[BEGIN Dataset section]

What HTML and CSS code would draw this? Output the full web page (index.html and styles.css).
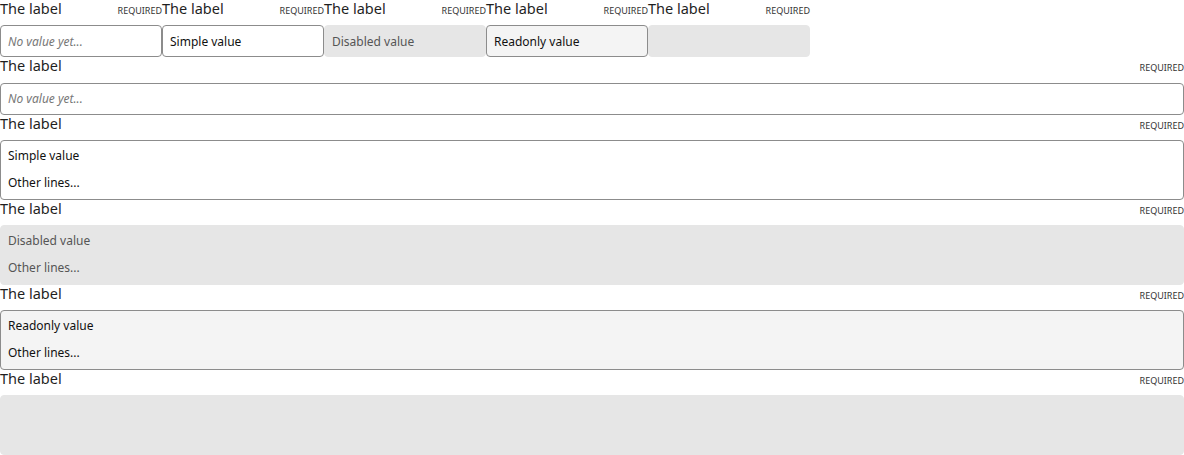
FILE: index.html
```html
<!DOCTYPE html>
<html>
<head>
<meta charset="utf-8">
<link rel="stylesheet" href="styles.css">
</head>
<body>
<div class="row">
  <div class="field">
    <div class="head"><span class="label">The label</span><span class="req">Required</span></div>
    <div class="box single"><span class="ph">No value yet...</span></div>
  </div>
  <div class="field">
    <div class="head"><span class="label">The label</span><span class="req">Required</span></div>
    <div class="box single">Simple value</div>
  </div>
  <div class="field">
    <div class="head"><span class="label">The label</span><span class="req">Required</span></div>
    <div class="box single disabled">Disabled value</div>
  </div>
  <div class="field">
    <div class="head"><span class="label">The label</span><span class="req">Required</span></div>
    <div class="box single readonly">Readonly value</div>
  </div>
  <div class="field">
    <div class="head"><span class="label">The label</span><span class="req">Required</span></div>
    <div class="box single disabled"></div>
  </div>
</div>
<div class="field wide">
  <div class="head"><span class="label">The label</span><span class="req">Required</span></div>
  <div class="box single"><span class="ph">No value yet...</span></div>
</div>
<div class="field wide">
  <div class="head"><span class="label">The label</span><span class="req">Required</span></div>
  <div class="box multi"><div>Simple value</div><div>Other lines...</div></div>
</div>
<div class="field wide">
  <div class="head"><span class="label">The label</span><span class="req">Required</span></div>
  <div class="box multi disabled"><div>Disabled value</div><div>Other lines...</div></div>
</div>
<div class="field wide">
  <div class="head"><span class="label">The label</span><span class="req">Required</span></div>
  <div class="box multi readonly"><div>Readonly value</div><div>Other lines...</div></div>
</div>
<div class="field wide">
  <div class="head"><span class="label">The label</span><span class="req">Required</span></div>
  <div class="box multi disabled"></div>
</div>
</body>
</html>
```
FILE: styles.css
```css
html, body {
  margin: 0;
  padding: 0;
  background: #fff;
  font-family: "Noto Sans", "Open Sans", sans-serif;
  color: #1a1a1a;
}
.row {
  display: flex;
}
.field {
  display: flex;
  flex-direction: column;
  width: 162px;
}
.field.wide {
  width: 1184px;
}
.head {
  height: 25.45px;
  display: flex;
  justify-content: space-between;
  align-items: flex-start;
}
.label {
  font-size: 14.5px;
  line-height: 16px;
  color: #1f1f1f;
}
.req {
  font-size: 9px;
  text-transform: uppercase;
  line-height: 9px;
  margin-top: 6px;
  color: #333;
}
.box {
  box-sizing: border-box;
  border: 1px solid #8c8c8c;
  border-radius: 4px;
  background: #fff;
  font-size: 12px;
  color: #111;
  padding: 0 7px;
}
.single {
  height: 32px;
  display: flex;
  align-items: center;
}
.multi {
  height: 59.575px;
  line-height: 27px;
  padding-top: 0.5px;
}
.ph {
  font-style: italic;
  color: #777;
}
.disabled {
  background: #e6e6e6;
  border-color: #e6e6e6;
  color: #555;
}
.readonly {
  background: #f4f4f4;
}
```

[END Dataset section]

> _Stated problem_: Skip the pictures, then retype every line above exactly.

> _Written response_:
What HTML and CSS code would draw this? Output the full web page (index.html and styles.css).
FILE: index.html
```html
<!DOCTYPE html>
<html>
<head>
<meta charset="utf-8">
<link rel="stylesheet" href="styles.css">
</head>
<body>
<div class="row">
  <div class="field">
    <div class="head"><span class="label">The label</span><span class="req">Required</span></div>
    <div class="box single"><span class="ph">No value yet...</span></div>
  </div>
  <div class="field">
    <div class="head"><span class="label">The label</span><span class="req">Required</span></div>
    <div class="box single">Simple value</div>
  </div>
  <div class="field">
    <div class="head"><span class="label">The label</span><span class="req">Required</span></div>
    <div class="box single disabled">Disabled value</div>
  </div>
  <div class="field">
    <div class="head"><span class="label">The label</span><span class="req">Required</span></div>
    <div class="box single readonly">Readonly value</div>
  </div>
  <div class="field">
    <div class="head"><span class="label">The label</span><span class="req">Required</span></div>
    <div class="box single disabled"></div>
  </div>
</div>
<div class="field wide">
  <div class="head"><span class="label">The label</span><span class="req">Required</span></div>
  <div class="box single"><span class="ph">No value yet...</span></div>
</div>
<div class="field wide">
  <div class="head"><span class="label">The label</span><span class="req">Required</span></div>
  <div class="box multi"><div>Simple value</div><div>Other lines...</div></div>
</div>
<div class="field wide">
  <div class="head"><span class="label">The label</span><span class="req">Required</span></div>
  <div class="box multi disabled"><div>Disabled value</div><div>Other lines...</div></div>
</div>
<div class="field wide">
  <div class="head"><span class="label">The label</span><span class="req">Required</span></div>
  <div class="box multi readonly"><div>Readonly value</div><div>Other lines...</div></div>
</div>
<div class="field wide">
  <div class="head"><span class="label">The label</span><span class="req">Required</span></div>
  <div class="box multi disabled"></div>
</div>
</body>
</html>
```
FILE: styles.css
```css
html, body {
  margin: 0;
  padding: 0;
  background: #fff;
  font-family: "Noto Sans", "Open Sans", sans-serif;
  color: #1a1a1a;
}
.row {
  display: flex;
}
.field {
  display: flex;
  flex-direction: column;
  width: 162px;
}
.field.wide {
  width: 1184px;
}
.head {
  height: 25.45px;
  display: flex;
  justify-content: space-between;
  align-items: flex-start;
}
.label {
  font-size: 14.5px;
  line-height: 16px;
  color: #1f1f1f;
}
.req {
  font-size: 9px;
  text-transform: uppercase;
  line-height: 9px;
  margin-top: 6px;
  color: #333;
}
.box {
  box-sizing: border-box;
  border: 1px solid #8c8c8c;
  border-radius: 4px;
  background: #fff;
  font-size: 12px;
  color: #111;
  padding: 0 7px;
}
.single {
  height: 32px;
  display: flex;
  align-items: center;
}
.multi {
  height: 59.575px;
  line-height: 27px;
  padding-top: 0.5px;
}
.ph {
  font-style: italic;
  color: #777;
}
.disabled {
  background: #e6e6e6;
  border-color: #e6e6e6;
  color: #555;
}
.readonly {
  background: #f4f4f4;
}
```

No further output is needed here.